Count only the lines of the records that hold "this", then give the number without any other words.

* Start Supplied data *

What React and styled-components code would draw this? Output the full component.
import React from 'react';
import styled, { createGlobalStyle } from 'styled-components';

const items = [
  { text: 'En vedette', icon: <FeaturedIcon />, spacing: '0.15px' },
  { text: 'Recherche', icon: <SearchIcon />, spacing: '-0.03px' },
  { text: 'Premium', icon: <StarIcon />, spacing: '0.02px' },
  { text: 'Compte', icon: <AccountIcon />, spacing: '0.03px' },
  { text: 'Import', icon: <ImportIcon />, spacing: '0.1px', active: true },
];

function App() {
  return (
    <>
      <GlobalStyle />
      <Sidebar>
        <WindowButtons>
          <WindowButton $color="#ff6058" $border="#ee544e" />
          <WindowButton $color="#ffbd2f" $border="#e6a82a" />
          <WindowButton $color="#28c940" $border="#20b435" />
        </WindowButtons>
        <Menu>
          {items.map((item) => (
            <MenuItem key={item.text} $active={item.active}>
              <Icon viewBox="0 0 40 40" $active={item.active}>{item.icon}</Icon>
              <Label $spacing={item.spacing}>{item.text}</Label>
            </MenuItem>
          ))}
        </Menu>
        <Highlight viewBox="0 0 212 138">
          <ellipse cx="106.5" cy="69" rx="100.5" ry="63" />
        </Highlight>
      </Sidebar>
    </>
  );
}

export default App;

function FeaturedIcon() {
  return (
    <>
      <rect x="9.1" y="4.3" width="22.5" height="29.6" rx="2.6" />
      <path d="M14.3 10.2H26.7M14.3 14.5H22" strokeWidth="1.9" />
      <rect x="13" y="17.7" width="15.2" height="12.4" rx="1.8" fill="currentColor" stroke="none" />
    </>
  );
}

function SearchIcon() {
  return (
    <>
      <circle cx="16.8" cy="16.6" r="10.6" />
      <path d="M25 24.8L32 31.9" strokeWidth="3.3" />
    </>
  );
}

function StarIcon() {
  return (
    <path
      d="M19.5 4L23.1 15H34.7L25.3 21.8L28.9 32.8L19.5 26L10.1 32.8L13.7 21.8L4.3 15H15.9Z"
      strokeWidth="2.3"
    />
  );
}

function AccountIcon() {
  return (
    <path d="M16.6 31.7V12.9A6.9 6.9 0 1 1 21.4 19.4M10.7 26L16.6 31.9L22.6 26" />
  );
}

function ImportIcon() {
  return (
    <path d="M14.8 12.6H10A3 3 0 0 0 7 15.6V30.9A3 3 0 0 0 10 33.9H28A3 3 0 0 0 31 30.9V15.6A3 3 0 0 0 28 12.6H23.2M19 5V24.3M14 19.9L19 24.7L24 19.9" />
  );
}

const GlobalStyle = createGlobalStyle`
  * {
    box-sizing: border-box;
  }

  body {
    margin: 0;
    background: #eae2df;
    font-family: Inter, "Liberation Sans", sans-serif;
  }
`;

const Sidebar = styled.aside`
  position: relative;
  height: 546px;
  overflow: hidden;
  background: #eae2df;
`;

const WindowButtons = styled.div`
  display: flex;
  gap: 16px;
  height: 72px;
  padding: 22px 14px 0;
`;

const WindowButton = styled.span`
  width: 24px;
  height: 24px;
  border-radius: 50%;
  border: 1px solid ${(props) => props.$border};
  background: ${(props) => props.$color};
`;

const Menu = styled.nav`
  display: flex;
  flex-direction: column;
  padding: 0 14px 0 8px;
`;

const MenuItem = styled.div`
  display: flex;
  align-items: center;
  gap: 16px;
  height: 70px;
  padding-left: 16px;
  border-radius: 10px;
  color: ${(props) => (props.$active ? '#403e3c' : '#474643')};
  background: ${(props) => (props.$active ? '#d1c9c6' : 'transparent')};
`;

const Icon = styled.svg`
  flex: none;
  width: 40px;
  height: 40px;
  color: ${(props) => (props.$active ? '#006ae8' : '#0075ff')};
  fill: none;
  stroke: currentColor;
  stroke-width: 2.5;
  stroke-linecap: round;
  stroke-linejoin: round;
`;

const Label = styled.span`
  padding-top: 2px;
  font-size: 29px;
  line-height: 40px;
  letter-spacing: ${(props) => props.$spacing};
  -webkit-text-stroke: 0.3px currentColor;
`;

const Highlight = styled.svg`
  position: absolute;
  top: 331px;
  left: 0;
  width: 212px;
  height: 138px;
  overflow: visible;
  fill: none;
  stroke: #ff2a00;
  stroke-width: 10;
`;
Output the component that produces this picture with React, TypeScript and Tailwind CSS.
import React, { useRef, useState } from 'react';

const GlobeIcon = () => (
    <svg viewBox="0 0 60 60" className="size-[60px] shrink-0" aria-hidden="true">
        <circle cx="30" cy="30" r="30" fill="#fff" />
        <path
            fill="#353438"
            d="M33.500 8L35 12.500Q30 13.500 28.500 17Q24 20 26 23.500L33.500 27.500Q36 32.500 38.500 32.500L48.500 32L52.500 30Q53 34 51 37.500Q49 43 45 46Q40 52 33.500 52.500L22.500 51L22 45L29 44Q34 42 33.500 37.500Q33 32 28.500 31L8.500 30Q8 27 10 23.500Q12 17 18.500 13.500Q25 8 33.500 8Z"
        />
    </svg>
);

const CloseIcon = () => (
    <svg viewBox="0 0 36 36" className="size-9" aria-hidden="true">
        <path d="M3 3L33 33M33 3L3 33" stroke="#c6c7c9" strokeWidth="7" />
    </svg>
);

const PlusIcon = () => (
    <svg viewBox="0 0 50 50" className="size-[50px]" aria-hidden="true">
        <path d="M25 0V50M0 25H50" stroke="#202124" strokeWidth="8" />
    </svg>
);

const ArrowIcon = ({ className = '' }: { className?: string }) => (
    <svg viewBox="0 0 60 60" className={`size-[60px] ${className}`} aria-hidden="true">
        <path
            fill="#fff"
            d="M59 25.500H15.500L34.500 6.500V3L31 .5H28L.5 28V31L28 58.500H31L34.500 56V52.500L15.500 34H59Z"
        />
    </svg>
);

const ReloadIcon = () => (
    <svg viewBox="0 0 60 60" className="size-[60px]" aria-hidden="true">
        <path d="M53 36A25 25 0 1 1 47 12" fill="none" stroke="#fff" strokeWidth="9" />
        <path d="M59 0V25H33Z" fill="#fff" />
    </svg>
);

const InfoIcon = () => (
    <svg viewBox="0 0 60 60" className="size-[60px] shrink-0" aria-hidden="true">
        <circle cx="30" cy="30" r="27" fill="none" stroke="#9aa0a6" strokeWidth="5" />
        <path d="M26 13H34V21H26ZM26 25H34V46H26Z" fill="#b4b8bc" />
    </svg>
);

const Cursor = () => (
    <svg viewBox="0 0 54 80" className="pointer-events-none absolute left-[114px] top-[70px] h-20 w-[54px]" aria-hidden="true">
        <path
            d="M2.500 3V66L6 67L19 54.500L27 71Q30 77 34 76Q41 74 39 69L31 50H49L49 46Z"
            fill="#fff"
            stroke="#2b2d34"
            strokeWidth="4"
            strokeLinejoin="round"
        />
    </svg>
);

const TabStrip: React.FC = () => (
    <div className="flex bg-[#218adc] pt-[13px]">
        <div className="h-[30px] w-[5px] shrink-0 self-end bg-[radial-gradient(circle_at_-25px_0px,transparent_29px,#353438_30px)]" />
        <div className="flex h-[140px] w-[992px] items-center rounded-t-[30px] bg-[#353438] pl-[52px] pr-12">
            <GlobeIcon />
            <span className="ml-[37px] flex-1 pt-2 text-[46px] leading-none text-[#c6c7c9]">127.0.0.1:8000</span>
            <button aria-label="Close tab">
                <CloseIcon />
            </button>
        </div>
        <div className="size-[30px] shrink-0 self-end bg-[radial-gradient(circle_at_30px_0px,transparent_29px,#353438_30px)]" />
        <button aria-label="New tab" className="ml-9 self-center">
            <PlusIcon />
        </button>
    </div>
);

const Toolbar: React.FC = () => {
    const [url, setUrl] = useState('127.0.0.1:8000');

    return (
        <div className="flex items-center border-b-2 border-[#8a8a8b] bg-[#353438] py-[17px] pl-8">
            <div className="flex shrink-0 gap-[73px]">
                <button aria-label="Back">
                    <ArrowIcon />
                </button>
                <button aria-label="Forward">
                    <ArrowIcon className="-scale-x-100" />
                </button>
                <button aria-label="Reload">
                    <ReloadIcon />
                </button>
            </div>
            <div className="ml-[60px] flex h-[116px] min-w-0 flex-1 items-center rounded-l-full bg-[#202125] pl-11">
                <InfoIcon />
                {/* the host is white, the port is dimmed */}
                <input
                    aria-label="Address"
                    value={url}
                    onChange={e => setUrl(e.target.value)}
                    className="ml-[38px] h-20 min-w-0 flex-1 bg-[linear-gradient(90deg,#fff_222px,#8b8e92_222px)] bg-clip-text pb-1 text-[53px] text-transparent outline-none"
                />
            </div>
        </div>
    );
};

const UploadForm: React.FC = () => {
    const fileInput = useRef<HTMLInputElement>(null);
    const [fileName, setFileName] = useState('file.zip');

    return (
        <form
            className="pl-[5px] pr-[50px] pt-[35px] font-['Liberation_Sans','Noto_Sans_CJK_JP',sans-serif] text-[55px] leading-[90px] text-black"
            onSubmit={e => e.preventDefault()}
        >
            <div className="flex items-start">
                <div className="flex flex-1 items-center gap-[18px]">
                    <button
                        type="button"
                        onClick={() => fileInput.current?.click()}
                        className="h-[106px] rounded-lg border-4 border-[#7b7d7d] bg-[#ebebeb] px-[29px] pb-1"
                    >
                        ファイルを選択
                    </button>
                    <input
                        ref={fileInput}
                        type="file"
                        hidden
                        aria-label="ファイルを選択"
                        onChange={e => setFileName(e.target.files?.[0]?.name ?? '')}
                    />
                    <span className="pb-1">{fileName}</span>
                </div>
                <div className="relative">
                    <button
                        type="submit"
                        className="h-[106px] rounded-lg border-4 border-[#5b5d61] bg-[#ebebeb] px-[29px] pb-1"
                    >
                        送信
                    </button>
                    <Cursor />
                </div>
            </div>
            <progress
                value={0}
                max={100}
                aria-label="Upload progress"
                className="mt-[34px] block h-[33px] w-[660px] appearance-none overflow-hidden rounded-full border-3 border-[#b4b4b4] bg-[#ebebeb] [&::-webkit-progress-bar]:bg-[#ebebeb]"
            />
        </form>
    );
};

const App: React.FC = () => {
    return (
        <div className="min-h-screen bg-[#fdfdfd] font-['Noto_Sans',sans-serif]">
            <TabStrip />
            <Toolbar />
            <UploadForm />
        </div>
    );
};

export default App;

* End Supplied data *

» Solution: 2